### THE EXERCISE
Output the full listing below exactly as it reads, and skip anything that is a picture.

··········

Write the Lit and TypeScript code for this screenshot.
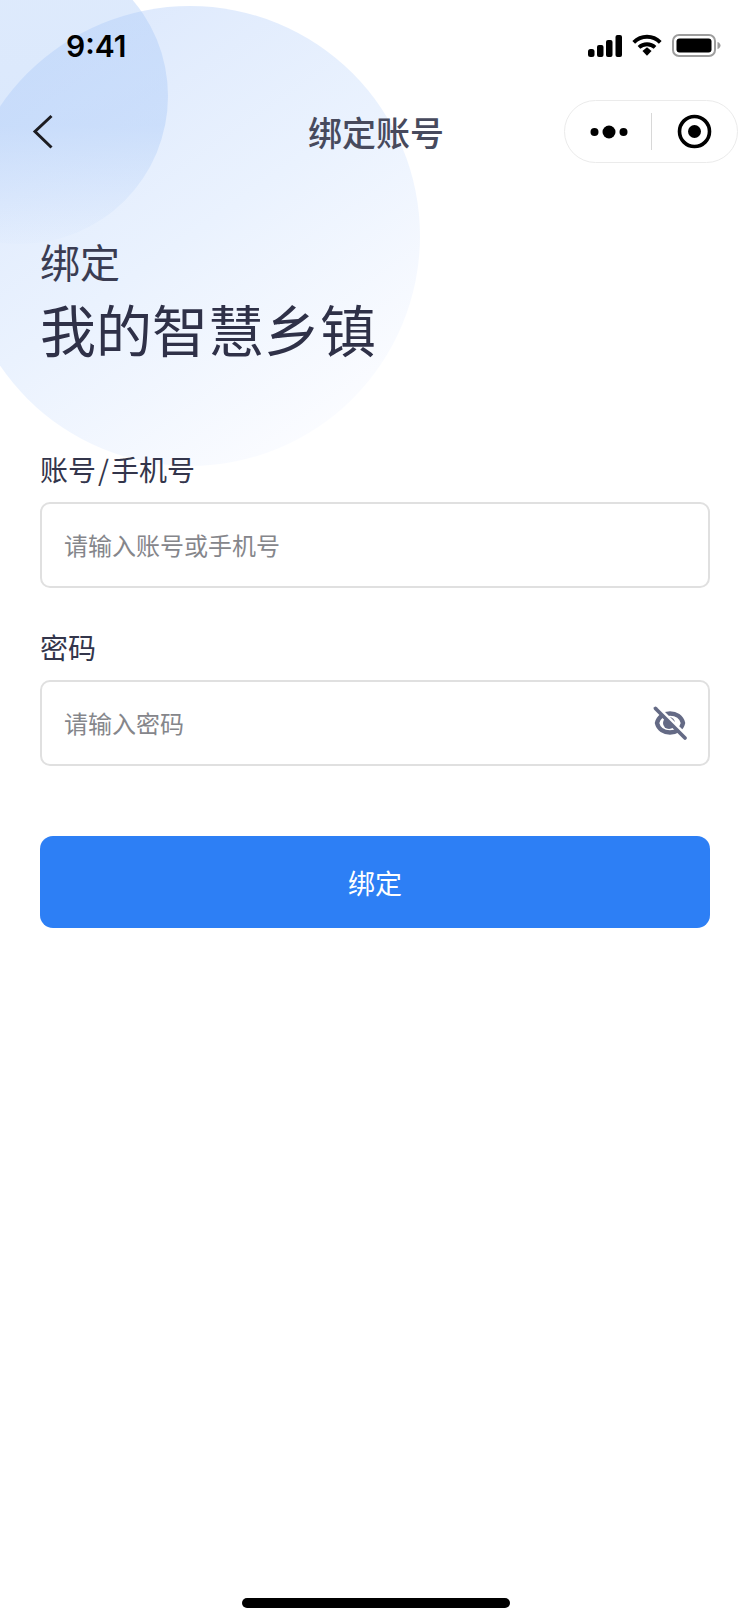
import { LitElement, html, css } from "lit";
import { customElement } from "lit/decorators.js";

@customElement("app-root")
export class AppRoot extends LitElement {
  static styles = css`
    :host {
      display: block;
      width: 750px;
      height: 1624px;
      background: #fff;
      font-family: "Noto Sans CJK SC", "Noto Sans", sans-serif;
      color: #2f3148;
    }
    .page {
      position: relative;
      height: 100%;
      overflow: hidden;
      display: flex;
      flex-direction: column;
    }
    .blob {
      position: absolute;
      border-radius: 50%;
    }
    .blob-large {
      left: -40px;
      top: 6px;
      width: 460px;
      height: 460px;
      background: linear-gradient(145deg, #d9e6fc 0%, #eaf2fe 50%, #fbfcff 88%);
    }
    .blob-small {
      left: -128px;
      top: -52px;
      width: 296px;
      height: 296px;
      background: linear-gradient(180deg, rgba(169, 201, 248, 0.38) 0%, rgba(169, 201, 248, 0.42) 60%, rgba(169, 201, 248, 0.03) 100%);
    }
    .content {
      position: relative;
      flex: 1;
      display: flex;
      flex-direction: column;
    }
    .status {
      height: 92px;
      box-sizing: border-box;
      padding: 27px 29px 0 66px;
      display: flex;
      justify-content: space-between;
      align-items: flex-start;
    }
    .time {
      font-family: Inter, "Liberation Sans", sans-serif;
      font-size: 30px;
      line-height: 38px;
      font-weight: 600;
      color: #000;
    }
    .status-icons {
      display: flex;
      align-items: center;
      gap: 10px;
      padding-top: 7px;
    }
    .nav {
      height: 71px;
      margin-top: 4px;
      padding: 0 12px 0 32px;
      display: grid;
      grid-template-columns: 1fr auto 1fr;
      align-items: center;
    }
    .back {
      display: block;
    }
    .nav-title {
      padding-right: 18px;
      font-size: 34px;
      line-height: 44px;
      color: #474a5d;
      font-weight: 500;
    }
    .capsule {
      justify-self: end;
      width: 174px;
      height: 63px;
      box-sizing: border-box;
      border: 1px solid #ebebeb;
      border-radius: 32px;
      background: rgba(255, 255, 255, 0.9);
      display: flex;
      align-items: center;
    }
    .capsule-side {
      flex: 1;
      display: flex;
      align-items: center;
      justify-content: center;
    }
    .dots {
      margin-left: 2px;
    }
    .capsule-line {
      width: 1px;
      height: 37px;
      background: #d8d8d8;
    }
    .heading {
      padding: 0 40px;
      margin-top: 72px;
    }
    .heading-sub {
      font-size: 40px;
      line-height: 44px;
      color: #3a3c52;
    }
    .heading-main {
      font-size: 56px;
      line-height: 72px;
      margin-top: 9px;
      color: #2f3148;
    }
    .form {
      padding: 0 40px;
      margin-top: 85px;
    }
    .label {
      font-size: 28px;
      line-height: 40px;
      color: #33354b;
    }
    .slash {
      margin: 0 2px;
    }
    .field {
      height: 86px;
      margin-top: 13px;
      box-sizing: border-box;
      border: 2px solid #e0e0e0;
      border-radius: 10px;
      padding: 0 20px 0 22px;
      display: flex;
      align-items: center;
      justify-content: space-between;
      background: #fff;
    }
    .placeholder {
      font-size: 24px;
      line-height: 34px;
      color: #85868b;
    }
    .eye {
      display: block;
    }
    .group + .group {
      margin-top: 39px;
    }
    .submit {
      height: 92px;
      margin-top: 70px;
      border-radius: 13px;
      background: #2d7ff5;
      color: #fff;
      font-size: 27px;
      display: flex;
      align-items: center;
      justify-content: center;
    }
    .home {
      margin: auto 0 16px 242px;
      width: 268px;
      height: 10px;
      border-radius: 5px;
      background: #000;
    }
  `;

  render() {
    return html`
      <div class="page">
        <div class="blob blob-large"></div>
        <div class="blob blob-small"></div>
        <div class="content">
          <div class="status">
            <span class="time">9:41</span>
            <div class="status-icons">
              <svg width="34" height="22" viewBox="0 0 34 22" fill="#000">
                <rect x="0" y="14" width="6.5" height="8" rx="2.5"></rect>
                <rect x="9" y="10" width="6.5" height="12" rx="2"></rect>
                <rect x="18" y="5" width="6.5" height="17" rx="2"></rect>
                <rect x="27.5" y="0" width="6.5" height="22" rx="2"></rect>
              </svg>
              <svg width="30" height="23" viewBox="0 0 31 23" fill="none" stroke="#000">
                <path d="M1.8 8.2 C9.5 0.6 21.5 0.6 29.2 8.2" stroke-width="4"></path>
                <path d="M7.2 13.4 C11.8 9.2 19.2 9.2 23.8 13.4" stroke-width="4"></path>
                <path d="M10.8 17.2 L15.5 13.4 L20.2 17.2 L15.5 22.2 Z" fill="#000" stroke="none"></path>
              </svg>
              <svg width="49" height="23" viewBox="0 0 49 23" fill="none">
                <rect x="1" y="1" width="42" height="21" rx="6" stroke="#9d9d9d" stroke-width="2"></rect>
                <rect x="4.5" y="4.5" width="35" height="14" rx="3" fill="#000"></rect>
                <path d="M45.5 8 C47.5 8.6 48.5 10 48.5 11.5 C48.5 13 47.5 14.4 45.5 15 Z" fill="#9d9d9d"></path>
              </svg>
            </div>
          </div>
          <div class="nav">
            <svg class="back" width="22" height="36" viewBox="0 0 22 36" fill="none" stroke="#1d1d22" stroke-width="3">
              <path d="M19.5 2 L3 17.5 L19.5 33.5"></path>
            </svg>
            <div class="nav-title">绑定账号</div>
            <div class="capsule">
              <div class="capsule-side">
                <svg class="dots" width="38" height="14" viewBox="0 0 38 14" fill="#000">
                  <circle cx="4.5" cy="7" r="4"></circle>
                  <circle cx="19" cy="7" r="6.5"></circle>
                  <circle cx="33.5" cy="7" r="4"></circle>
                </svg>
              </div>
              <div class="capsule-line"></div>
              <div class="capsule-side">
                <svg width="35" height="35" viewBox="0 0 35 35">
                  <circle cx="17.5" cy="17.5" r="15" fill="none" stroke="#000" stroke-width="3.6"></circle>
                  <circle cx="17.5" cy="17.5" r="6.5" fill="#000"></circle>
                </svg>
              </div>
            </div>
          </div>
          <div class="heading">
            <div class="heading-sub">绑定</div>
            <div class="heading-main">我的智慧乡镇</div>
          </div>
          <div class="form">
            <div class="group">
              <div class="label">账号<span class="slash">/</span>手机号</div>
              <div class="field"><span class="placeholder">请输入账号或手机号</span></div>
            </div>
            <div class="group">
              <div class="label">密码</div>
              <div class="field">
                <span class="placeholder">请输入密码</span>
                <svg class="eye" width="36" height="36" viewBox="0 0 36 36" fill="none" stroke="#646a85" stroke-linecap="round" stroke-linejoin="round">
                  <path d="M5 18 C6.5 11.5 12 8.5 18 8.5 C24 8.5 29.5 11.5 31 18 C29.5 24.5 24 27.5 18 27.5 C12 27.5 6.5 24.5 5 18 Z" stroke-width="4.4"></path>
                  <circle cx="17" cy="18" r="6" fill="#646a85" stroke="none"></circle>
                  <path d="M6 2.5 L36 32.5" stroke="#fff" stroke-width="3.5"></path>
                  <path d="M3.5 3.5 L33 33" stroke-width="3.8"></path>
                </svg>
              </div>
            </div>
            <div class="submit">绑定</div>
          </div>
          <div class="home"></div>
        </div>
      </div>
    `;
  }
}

··········

### RESULT
Write the Lit and TypeScript code for this screenshot.
import { LitElement, html, css } from "lit";
import { customElement } from "lit/decorators.js";

@customElement("app-root")
export class AppRoot extends LitElement {
  static styles = css`
    :host {
      display: block;
      width: 750px;
      height: 1624px;
      background: #fff;
      font-family: "Noto Sans CJK SC", "Noto Sans", sans-serif;
      color: #2f3148;
    }
    .page {
      position: relative;
      height: 100%;
      overflow: hidden;
      display: flex;
      flex-direction: column;
    }
    .blob {
      position: absolute;
      border-radius: 50%;
    }
    .blob-large {
      left: -40px;
      top: 6px;
      width: 460px;
      height: 460px;
      background: linear-gradient(145deg, #d9e6fc 0%, #eaf2fe 50%, #fbfcff 88%);
    }
    .blob-small {
      left: -128px;
      top: -52px;
      width: 296px;
      height: 296px;
      background: linear-gradient(180deg, rgba(169, 201, 248, 0.38) 0%, rgba(169, 201, 248, 0.42) 60%, rgba(169, 201, 248, 0.03) 100%);
    }
    .content {
      position: relative;
      flex: 1;
      display: flex;
      flex-direction: column;
    }
    .status {
      height: 92px;
      box-sizing: border-box;
      padding: 27px 29px 0 66px;
      display: flex;
      justify-content: space-between;
      align-items: flex-start;
    }
    .time {
      font-family: Inter, "Liberation Sans", sans-serif;
      font-size: 30px;
      line-height: 38px;
      font-weight: 600;
      color: #000;
    }
    .status-icons {
      display: flex;
      align-items: center;
      gap: 10px;
      padding-top: 7px;
    }
    .nav {
      height: 71px;
      margin-top: 4px;
      padding: 0 12px 0 32px;
      display: grid;
      grid-template-columns: 1fr auto 1fr;
      align-items: center;
    }
    .back {
      display: block;
    }
    .nav-title {
      padding-right: 18px;
      font-size: 34px;
      line-height: 44px;
      color: #474a5d;
      font-weight: 500;
    }
    .capsule {
      justify-self: end;
      width: 174px;
      height: 63px;
      box-sizing: border-box;
      border: 1px solid #ebebeb;
      border-radius: 32px;
      background: rgba(255, 255, 255, 0.9);
      display: flex;
      align-items: center;
    }
    .capsule-side {
      flex: 1;
      display: flex;
      align-items: center;
      justify-content: center;
    }
    .dots {
      margin-left: 2px;
    }
    .capsule-line {
      width: 1px;
      height: 37px;
      background: #d8d8d8;
    }
    .heading {
      padding: 0 40px;
      margin-top: 72px;
    }
    .heading-sub {
      font-size: 40px;
      line-height: 44px;
      color: #3a3c52;
    }
    .heading-main {
      font-size: 56px;
      line-height: 72px;
      margin-top: 9px;
      color: #2f3148;
    }
    .form {
      padding: 0 40px;
      margin-top: 85px;
    }
    .label {
      font-size: 28px;
      line-height: 40px;
      color: #33354b;
    }
    .slash {
      margin: 0 2px;
    }
    .field {
      height: 86px;
      margin-top: 13px;
      box-sizing: border-box;
      border: 2px solid #e0e0e0;
      border-radius: 10px;
      padding: 0 20px 0 22px;
      display: flex;
      align-items: center;
      justify-content: space-between;
      background: #fff;
    }
    .placeholder {
      font-size: 24px;
      line-height: 34px;
      color: #85868b;
    }
    .eye {
      display: block;
    }
    .group + .group {
      margin-top: 39px;
    }
    .submit {
      height: 92px;
      margin-top: 70px;
      border-radius: 13px;
      background: #2d7ff5;
      color: #fff;
      font-size: 27px;
      display: flex;
      align-items: center;
      justify-content: center;
    }
    .home {
      margin: auto 0 16px 242px;
      width: 268px;
      height: 10px;
      border-radius: 5px;
      background: #000;
    }
  `;

  render() {
    return html`
      <div class="page">
        <div class="blob blob-large"></div>
        <div class="blob blob-small"></div>
        <div class="content">
          <div class="status">
            <span class="time">9:41</span>
            <div class="status-icons">
              <svg width="34" height="22" viewBox="0 0 34 22" fill="#000">
                <rect x="0" y="14" width="6.5" height="8" rx="2.5"></rect>
                <rect x="9" y="10" width="6.5" height="12" rx="2"></rect>
                <rect x="18" y="5" width="6.5" height="17" rx="2"></rect>
                <rect x="27.5" y="0" width="6.5" height="22" rx="2"></rect>
              </svg>
              <svg width="30" height="23" viewBox="0 0 31 23" fill="none" stroke="#000">
                <path d="M1.8 8.2 C9.5 0.6 21.5 0.6 29.2 8.2" stroke-width="4"></path>
                <path d="M7.2 13.4 C11.8 9.2 19.2 9.2 23.8 13.4" stroke-width="4"></path>
                <path d="M10.8 17.2 L15.5 13.4 L20.2 17.2 L15.5 22.2 Z" fill="#000" stroke="none"></path>
              </svg>
              <svg width="49" height="23" viewBox="0 0 49 23" fill="none">
                <rect x="1" y="1" width="42" height="21" rx="6" stroke="#9d9d9d" stroke-width="2"></rect>
                <rect x="4.5" y="4.5" width="35" height="14" rx="3" fill="#000"></rect>
                <path d="M45.5 8 C47.5 8.6 48.5 10 48.5 11.5 C48.5 13 47.5 14.4 45.5 15 Z" fill="#9d9d9d"></path>
              </svg>
            </div>
          </div>
          <div class="nav">
            <svg class="back" width="22" height="36" viewBox="0 0 22 36" fill="none" stroke="#1d1d22" stroke-width="3">
              <path d="M19.5 2 L3 17.5 L19.5 33.5"></path>
            </svg>
            <div class="nav-title">绑定账号</div>
            <div class="capsule">
              <div class="capsule-side">
                <svg class="dots" width="38" height="14" viewBox="0 0 38 14" fill="#000">
                  <circle cx="4.5" cy="7" r="4"></circle>
                  <circle cx="19" cy="7" r="6.5"></circle>
                  <circle cx="33.5" cy="7" r="4"></circle>
                </svg>
              </div>
              <div class="capsule-line"></div>
              <div class="capsule-side">
                <svg width="35" height="35" viewBox="0 0 35 35">
                  <circle cx="17.5" cy="17.5" r="15" fill="none" stroke="#000" stroke-width="3.6"></circle>
                  <circle cx="17.5" cy="17.5" r="6.5" fill="#000"></circle>
                </svg>
              </div>
            </div>
          </div>
          <div class="heading">
            <div class="heading-sub">绑定</div>
            <div class="heading-main">我的智慧乡镇</div>
          </div>
          <div class="form">
            <div class="group">
              <div class="label">账号<span class="slash">/</span>手机号</div>
              <div class="field"><span class="placeholder">请输入账号或手机号</span></div>
            </div>
            <div class="group">
              <div class="label">密码</div>
              <div class="field">
                <span class="placeholder">请输入密码</span>
                <svg class="eye" width="36" height="36" viewBox="0 0 36 36" fill="none" stroke="#646a85" stroke-linecap="round" stroke-linejoin="round">
                  <path d="M5 18 C6.5 11.5 12 8.5 18 8.5 C24 8.5 29.5 11.5 31 18 C29.5 24.5 24 27.5 18 27.5 C12 27.5 6.5 24.5 5 18 Z" stroke-width="4.4"></path>
                  <circle cx="17" cy="18" r="6" fill="#646a85" stroke="none"></circle>
                  <path d="M6 2.5 L36 32.5" stroke="#fff" stroke-width="3.5"></path>
                  <path d="M3.5 3.5 L33 33" stroke-width="3.8"></path>
                </svg>
              </div>
            </div>
            <div class="submit">绑定</div>
          </div>
          <div class="home"></div>
        </div>
      </div>
    `;
  }
}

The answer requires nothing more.